Injection Services

The limitations of conventional ground water cleanup technologies and the hazards of conventional soil treatment methods, along with the high costs of both have spurred investigations into alternative cleanup technologies, including In-Situ Bioremediation.

In-situ Bioremediation uses microorganisms to destroy or immobilize contaminants in place.

Halogenated aliphatic compounds such as trichloroethylene (TCE), tetrachloroethylene (PCE), dichloroethane (DCA) and other chlorinated solvents which, have historically proven to be difficult to bioremediate, can now be biologically treated in a safe cost effective manner.

Chlorinated solvent bioremediation involves the use of microorganisms (bacteria) to biodegrade solvents present in the sub-surface to environmentally acceptable products such as carbon dioxide, chloride and water. Figure 1 illustrates several common biodegradation pathways for a common chlorinated solvent, trichloroethene (TCE). 

Benefit 1- "The technology may be less costly, faster, and safer than conventional cleanup methods."
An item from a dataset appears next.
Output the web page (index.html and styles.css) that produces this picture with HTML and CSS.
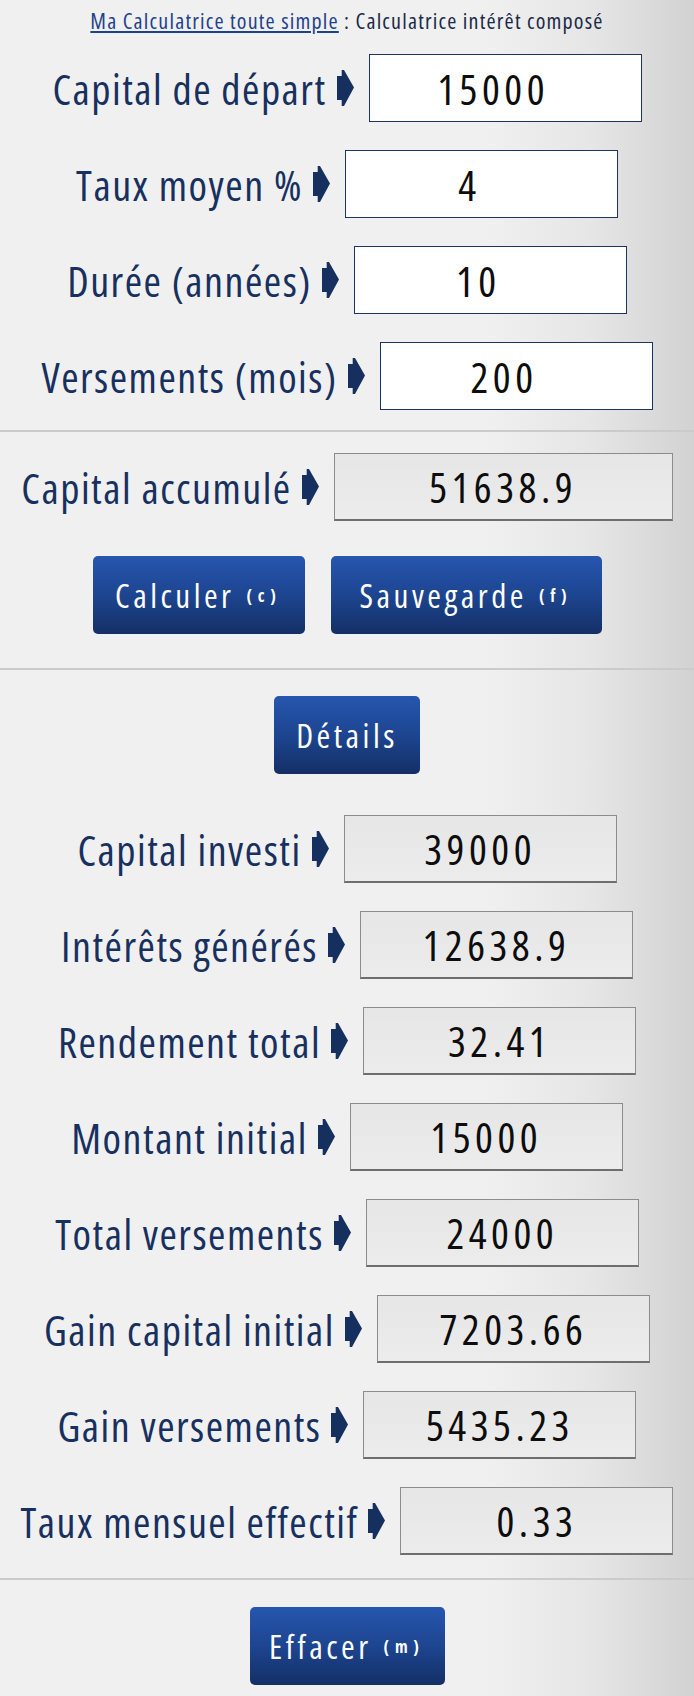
FILE: index.html
```html
<!DOCTYPE html>
<html lang="fr">
<head>
<meta charset="utf-8">
<title>Calculatrice intérêt composé</title>
<link rel="stylesheet" href="styles.css">
</head>
<body>
<div class="page">
  <p class="crumb"><a href="#">Ma Calculatrice toute simple</a> : Calculatrice intérêt composé</p>

  <div class="group group-top">
    <div class="row"><span class="label">Capital de départ</span><svg class="arrow" viewBox="0 0 17 36"><path d="M4.7 0H7L17 17.5L7 36H4.7V30H0V6H4.7Z"/></svg><div class="box input">15000</div></div>
    <div class="row"><span class="label">Taux moyen %</span><svg class="arrow" viewBox="0 0 17 36"><path d="M4.7 0H7L17 17.5L7 36H4.7V30H0V6H4.7Z"/></svg><div class="box input">4</div></div>
    <div class="row"><span class="label">Durée (années)</span><svg class="arrow" viewBox="0 0 17 36"><path d="M4.7 0H7L17 17.5L7 36H4.7V30H0V6H4.7Z"/></svg><div class="box input">10</div></div>
    <div class="row"><span class="label">Versements (mois)</span><svg class="arrow" viewBox="0 0 17 36"><path d="M4.7 0H7L17 17.5L7 36H4.7V30H0V6H4.7Z"/></svg><div class="box input">200</div></div>
  </div>

  <div class="sep sep-1"></div>

  <div class="row row-accum"><span class="label">Capital accumulé</span><svg class="arrow" viewBox="0 0 17 36"><path d="M4.7 0H7L17 17.5L7 36H4.7V30H0V6H4.7Z"/></svg><div class="box output wide">51638.9</div></div>

  <div class="actions">
    <button class="btn btn-calc">Calculer <span class="key">(c)</span></button>
    <button class="btn btn-save">Sauvegarde <span class="key">(f)</span></button>
  </div>

  <div class="sep sep-2"></div>

  <div class="actions actions-details">
    <button class="btn btn-details">Détails</button>
  </div>

  <div class="group group-details">
    <div class="row"><span class="label">Capital investi</span><svg class="arrow" viewBox="0 0 17 36"><path d="M4.7 0H7L17 17.5L7 36H4.7V30H0V6H4.7Z"/></svg><div class="box output">39000</div></div>
    <div class="row"><span class="label">Intérêts générés</span><svg class="arrow" viewBox="0 0 17 36"><path d="M4.7 0H7L17 17.5L7 36H4.7V30H0V6H4.7Z"/></svg><div class="box output">12638.9</div></div>
    <div class="row"><span class="label">Rendement total</span><svg class="arrow" viewBox="0 0 17 36"><path d="M4.7 0H7L17 17.5L7 36H4.7V30H0V6H4.7Z"/></svg><div class="box output">32.41</div></div>
    <div class="row"><span class="label">Montant initial</span><svg class="arrow" viewBox="0 0 17 36"><path d="M4.7 0H7L17 17.5L7 36H4.7V30H0V6H4.7Z"/></svg><div class="box output">15000</div></div>
    <div class="row"><span class="label">Total versements</span><svg class="arrow" viewBox="0 0 17 36"><path d="M4.7 0H7L17 17.5L7 36H4.7V30H0V6H4.7Z"/></svg><div class="box output">24000</div></div>
    <div class="row"><span class="label">Gain capital initial</span><svg class="arrow" viewBox="0 0 17 36"><path d="M4.7 0H7L17 17.5L7 36H4.7V30H0V6H4.7Z"/></svg><div class="box output">7203.66</div></div>
    <div class="row"><span class="label">Gain versements</span><svg class="arrow" viewBox="0 0 17 36"><path d="M4.7 0H7L17 17.5L7 36H4.7V30H0V6H4.7Z"/></svg><div class="box output">5435.23</div></div>
    <div class="row"><span class="label">Taux mensuel effectif</span><svg class="arrow" viewBox="0 0 17 36"><path d="M4.7 0H7L17 17.5L7 36H4.7V30H0V6H4.7Z"/></svg><div class="box output">0.33</div></div>
  </div>

  <div class="sep sep-3"></div>

  <div class="actions actions-clear">
    <button class="btn btn-clear">Effacer <span class="key">(m)</span></button>
  </div>
</div>
</body>
</html>
```

FILE: styles.css
```css
html, body {
  margin: 0;
  padding: 0;
}

body {
  background: linear-gradient(to right, #f0f0f0 0%, #f0f0f0 70%, #e6e6e6 85%, #d2d2d2 100%);
  font-family: "Open Sans", "DejaVu Sans Condensed", sans-serif;
  font-stretch: 75%;
  color: #17305f;
  min-height: 1696px;
}

.page {
  padding-top: 8px;
}

.crumb {
  margin: 0;
  height: 24px;
  line-height: 24px;
  font-size: 22px;
  letter-spacing: 1.2px;
  text-align: center;
  color: #1b2a48;
}

.crumb a {
  color: #1f428c;
  text-decoration: underline;
}

.group {
  display: flex;
  flex-direction: column;
  gap: 28px;
}

.group-top {
  margin-top: 22px;
}

.row {
  display: flex;
  justify-content: center;
  align-items: center;
  height: 68px;
}

.label {
  font-size: 42px;
  letter-spacing: 1.5px;
  color: #17305f;
  white-space: nowrap;
}

.arrow {
  width: 17px;
  height: 36px;
  margin-left: 10px;
  margin-right: 15px;
  fill: #15305f;
  flex: none;
}

.box {
  box-sizing: border-box;
  width: 273px;
  height: 68px;
  display: flex;
  align-items: center;
  justify-content: center;
  font-size: 42px;
  letter-spacing: 4.5px;
  color: #0d0d0d;
  flex: none;
}

.input {
  background: #ffffff;
  border: 1px solid #1b3564;
  padding-right: 24px;
}

.output {
  background: linear-gradient(to bottom, #e6e6e6, #ececec);
  border: 1px solid #8c8c8c;
  border-bottom: 2px solid #6e6e6e;
}

.wide {
  width: 339px;
}

.sep {
  height: 2px;
  background: #cbcbcb;
}

.sep-1 {
  margin-top: 20px;
}

.row-accum {
  margin-top: 21px;
}

.actions {
  display: flex;
  justify-content: center;
  gap: 26px;
  margin-top: 35px;
}

.btn {
  box-sizing: border-box;
  height: 78px;
  border: none;
  border-radius: 5px;
  background: linear-gradient(to bottom, #2656ae 0%, #1d4590 50%, #142f66 100%);
  color: #ffffff;
  font-family: "Open Sans", "DejaVu Sans Condensed", sans-serif;
  font-stretch: 75%;
  font-size: 33px;
  letter-spacing: 3.5px;
  padding: 0;
  display: flex;
  align-items: center;
  justify-content: center;
  gap: 12px;
}

.key {
  font-size: 17px;
  font-weight: bold;
  letter-spacing: 6px;
}

.btn-calc {
  width: 212px;
}

.btn-save {
  width: 271px;
}

.sep-2 {
  margin-top: 34px;
}

.actions-details {
  margin-top: 26px;
}

.btn-details {
  width: 146px;
}

.group-details {
  margin-top: 41px;
}

.sep-3 {
  margin-top: 23px;
}

.actions-clear {
  margin-top: 27px;
}

.btn-clear {
  width: 195px;
}
```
Benefit 2- "Chlorinated solvent bioremediation is an environmentally-friendly, common-sense approach to site remediation because it destroys chemicals in-place rather than transferring them to other locations (e.g. landfills) or phases (gases in the atmosphere).

Bioremediation is an innovative, cost-effective technology that is ideally suited to long-term passive treatment of these chemicals."
Benefit 3-"Chlorinated solvent bioremediation (intrinsic or enhanced) can be used as either a stand-alone remediation technology or in concert with conventional remediation technologies to destroy solvents present in soil and groundwater."

The most important principle of bioremediation is that microorganisms (mainly bacteria) can be used to destroy hazardous contaminants or transform them to less harmful forms. The microorganisms act against the contaminants only when they have access to a variety of materials—compounds to help them generate energy and nutrients to build more cells. In a few cases the natural conditions at the contaminated site provide all the essential materials in large enough quantities that bioremediation can occur without human intervention—a process called intrinsic bioremediation More often, bioremediation requires the construction of engineered systems to supply microbe-stimulating materials-a process called engineered bioremediation Engineered bioremediation relies on accelerating the desired biodegradation reactions by encouraging the growth of more organisms, as well as by optimizing the environment in which the organisms must carry out the detoxification reactions.

A critical factor in deciding whether bioremediation is the appropriate cleanup remedy for a site is whether the contaminants are susceptible to biodegradation by the organisms at the site (or by organisms that could be successfully added to the site). Although existing microorganisms can detoxify a vast array of contaminants, some compounds are more easily degraded than others. In general, the compounds most easily degraded in the subsurface are petroleum hydrocarbons, but technologies for stimulating the growth of organisms to degrade a wide range of other contaminants are emerging and have been successfully field tested.

The suitability of a site for bioremediation depends not only on the contaminant's biodegradability but also on the site's geological and chemical characteristics. The types of site conditions that favor bioremediation differ for intrinsic and engineered bioremediation For intrinsic bioremediation, the key site characteristics are consistent ground water flow throughout the seasons; the presence of minerals that can prevent pH changes; and high concentrations of either oxygen, nitrate, sulfate, or ferric iron. For engineered bioremediation, the key site characteristics are permeability of the subsurface to fluids, uniformity of the subsurface, and relatively low (less than 10,000 mg/kg solids) residual concentrations of nonaqueous-phase contaminants.

When deciding whether a site is suitable for bioremediation, it is important to realize that no single set of site characteristics will favor bioremediation of all contaminants. For example, certain compounds can only be degraded when oxygen is absent, but destruction of others requires that oxygen be present. In addition, one must consider how the bioremediation system may perform under variable and not perfectly known conditions. A scheme that works optimally under specific conditions but poorly otherwise may be inappropriate for in situ bioremediation.